In the past, if I had a bad feeling but the situation looked normal, I'd rationalize it away. Now, after hard experience, I just get out of there.
-"In the past, if I had a bad feeling but the situation looked normal, I'd rationalize it away. Now, after hard experience, I just get out of there."
Ever read Gavin DeBecker's 'The Gift of Fear'? I'm not a fan of the man or his politics but the book is a terrific insight, one often glossed over. I've have found myself using the advice on many occasions. His advice on stalkers and their type is dead on, and I have been able to use it to decent effect.
I haven't read it, but thank you for the recommendation.
I've been drawn to abandoned and desolate places my whole life.
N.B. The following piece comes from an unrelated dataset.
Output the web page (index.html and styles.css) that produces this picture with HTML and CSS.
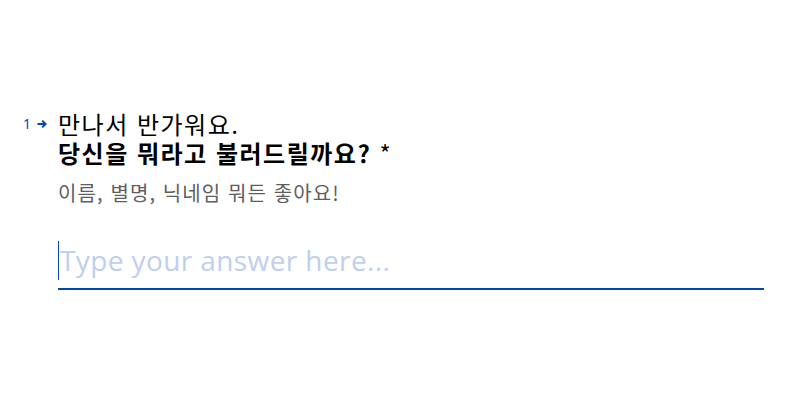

They are bereft without us; a human soul is the only soul they can have. I try to be kind, to remember them as places of life, to hold in my mind the people who began there, the families that still are, just not here. That way they are not dishonoured as well as lonely.
They don't like to be alone.
We are of like mind and heart.
Wreckage, I agree. There is something unsettling and sad about places that used to be homes and are no longer.
My childhood had its ups and downs, but my parents were the best and the home they made was a refuge. I felt safe under their roof. My memories of that house are all positive. To think of other homes were other families grew like ours did, now empty of laughter and that presence that comes from knowing a place is inhabited saddens me.
It is a comfort to find such concordant souls!
I cannot see an empty home without imagining all the Christmases, birthdays, and anniversaries once celebrated within its walls and feeling a sympathetic pang of loss.
"A House With All the Children Gone"
You mean, the West? No children, but maybe for some ghosts?
I have grown more cynical and my passions less easily stirred with the grinding of time, but your single sentence has chilled me more than the entire story which occasioned it.
I was about to sleep. Not anymore though
I remember sleep.
Man, that gave me chills.
Imagine hearing it from a gifted storyteller in a dimly lit basement during a thunderstorm.